Sublinear Time Algorithm for Online Weighted Bipartite Matching
Hang Hu, Zhao Song, Runzhou Tao, Zhaozhuo Xu, Junze Yin, Danyang Zhuo
TL;DR
This paper tackles online weighted bipartite matching where edge weights are given by inner products of $d$-dimensional feature vectors, a setting common in recommendation and ranking systems with large item sets. It develops randomized data structures that approximate weights, enabling sublinear-time weight computations per arriving online vertex while preserving a $\frac{1}{2}$-approximation ratio via a robust greedy framework.
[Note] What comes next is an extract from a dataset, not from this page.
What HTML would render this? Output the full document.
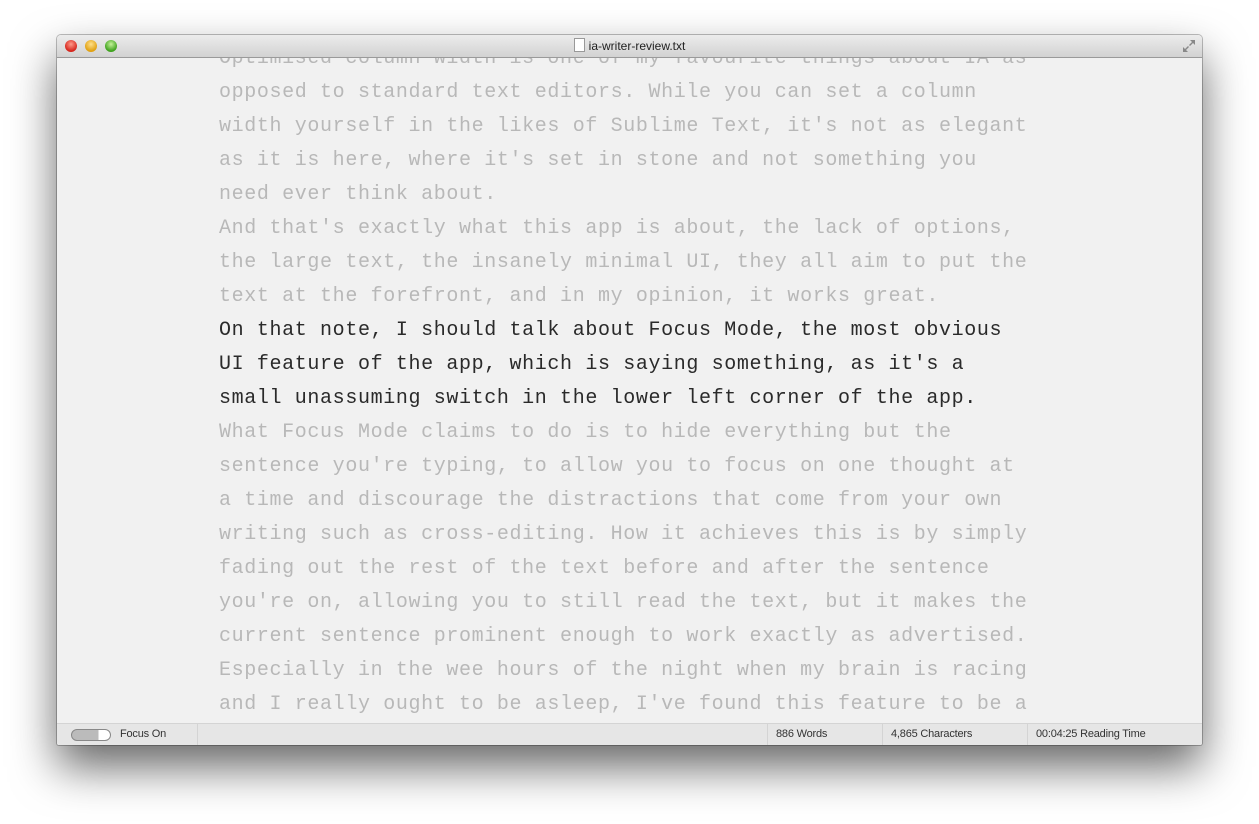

The authors introduce a dynamic inner-product estimation structure and, for the distance and inner-product variants, derive per-arrival time bounds of $\widetilde{O}(\epsilon^{-2}(n+d)\log(n/\delta))$ and $\widetilde{O}(\epsilon^{-2}D^2(n+d)\log(n/\delta))$ respectively, with high-probability guarantees; they further improve the inner-product case using a Max-IP-based approach to achieve sublinear updates with a tunable exponent. The work demonstrates that sublinear-time online matching is feasible in a meaningful subset of the problem space, offering practical latency improvements for large-scale systems while maintaining rigorous competitive guarantees.
Abstract
Online bipartite matching is a fundamental problem in online algorithms. The goal is to match two sets of vertices to maximize the sum of the edge weights, where for one set of vertices, each vertex and its corresponding edge weights appear in a sequence. Currently, in the practical recommendation system or search engine, the weights are decided by the inner product between the deep representation of a user and the deep representation of an item. The standard online matching needs to pay $nd$ time to linear scan all the $n$ items, computing weight (assuming each representation vector has length $d$), and then deciding the matching based on the weights. However, in reality, the $n$ could be very large, e.g. in online e-commerce platforms. Thus, improving the time of computing weights is a problem of practical significance. In this work, we provide the theoretical foundation for computing the weights approximately. We show that, with our proposed randomized data structures, the weights can be computed in sublinear time while still preserving the competitive ratio of the matching algorithm.